[START OF Recorded data]
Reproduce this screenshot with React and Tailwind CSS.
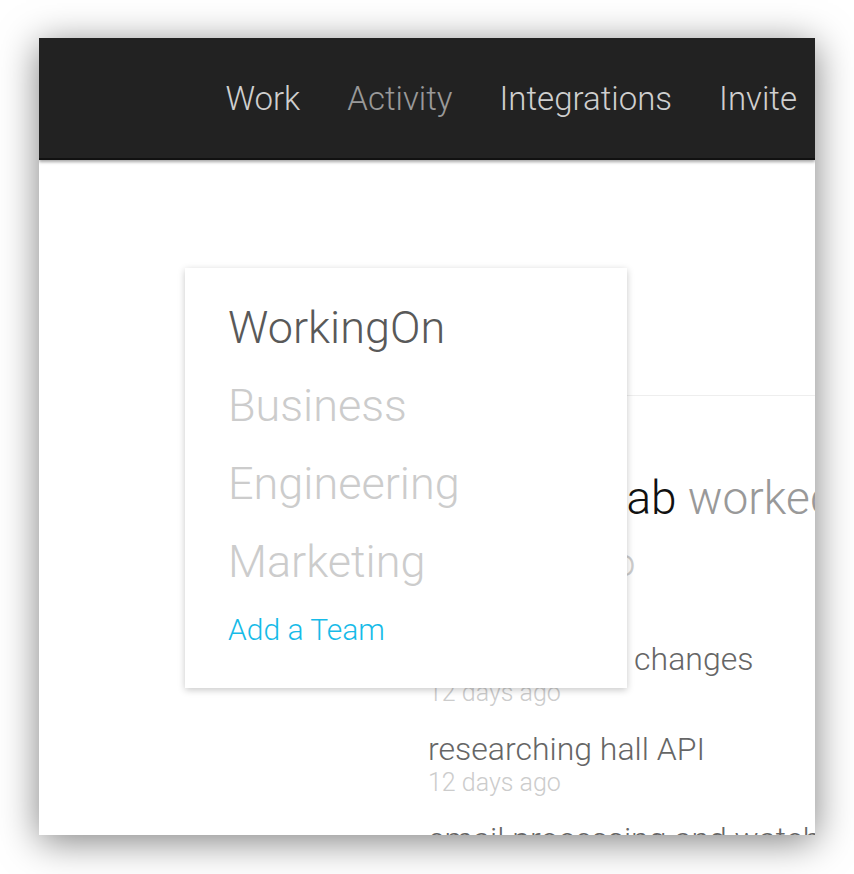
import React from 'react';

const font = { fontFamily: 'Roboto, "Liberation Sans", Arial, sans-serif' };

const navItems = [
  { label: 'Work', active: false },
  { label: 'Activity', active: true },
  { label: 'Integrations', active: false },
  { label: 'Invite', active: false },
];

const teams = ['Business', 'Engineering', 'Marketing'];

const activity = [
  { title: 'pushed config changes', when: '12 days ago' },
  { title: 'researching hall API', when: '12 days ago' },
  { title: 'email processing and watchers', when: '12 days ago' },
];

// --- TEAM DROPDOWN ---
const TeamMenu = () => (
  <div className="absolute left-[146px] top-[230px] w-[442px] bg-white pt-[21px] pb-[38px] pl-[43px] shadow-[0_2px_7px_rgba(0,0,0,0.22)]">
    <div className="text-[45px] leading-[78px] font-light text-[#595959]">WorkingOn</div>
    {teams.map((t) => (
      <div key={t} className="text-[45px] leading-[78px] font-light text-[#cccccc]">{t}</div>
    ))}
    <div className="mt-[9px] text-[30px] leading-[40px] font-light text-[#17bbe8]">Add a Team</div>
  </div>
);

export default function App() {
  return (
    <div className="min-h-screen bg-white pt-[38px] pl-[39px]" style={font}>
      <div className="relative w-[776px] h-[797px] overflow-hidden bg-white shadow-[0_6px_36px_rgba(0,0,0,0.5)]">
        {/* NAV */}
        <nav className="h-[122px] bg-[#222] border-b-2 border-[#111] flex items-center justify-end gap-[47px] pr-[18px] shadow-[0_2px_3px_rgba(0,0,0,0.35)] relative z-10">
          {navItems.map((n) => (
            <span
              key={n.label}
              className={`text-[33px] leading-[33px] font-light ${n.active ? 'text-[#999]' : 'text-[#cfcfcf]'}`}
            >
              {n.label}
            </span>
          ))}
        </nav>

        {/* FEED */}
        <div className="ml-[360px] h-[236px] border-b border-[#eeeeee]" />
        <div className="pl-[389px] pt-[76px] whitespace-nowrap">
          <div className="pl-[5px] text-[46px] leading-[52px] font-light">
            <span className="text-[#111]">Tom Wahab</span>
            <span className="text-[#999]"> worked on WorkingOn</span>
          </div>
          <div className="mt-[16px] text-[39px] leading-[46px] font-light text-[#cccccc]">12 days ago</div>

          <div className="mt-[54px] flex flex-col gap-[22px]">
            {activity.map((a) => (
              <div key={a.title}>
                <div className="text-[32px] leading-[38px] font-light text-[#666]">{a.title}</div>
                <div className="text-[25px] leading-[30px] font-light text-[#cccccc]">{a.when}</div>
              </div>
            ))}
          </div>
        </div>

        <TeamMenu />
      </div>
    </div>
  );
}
[END OF Recorded data]
**Work instructions**:
From the listing above, pick out each line where the word "React" appears.

**Expected output**:
Reproduce this screenshot with React and Tailwind CSS.
import React from 'react';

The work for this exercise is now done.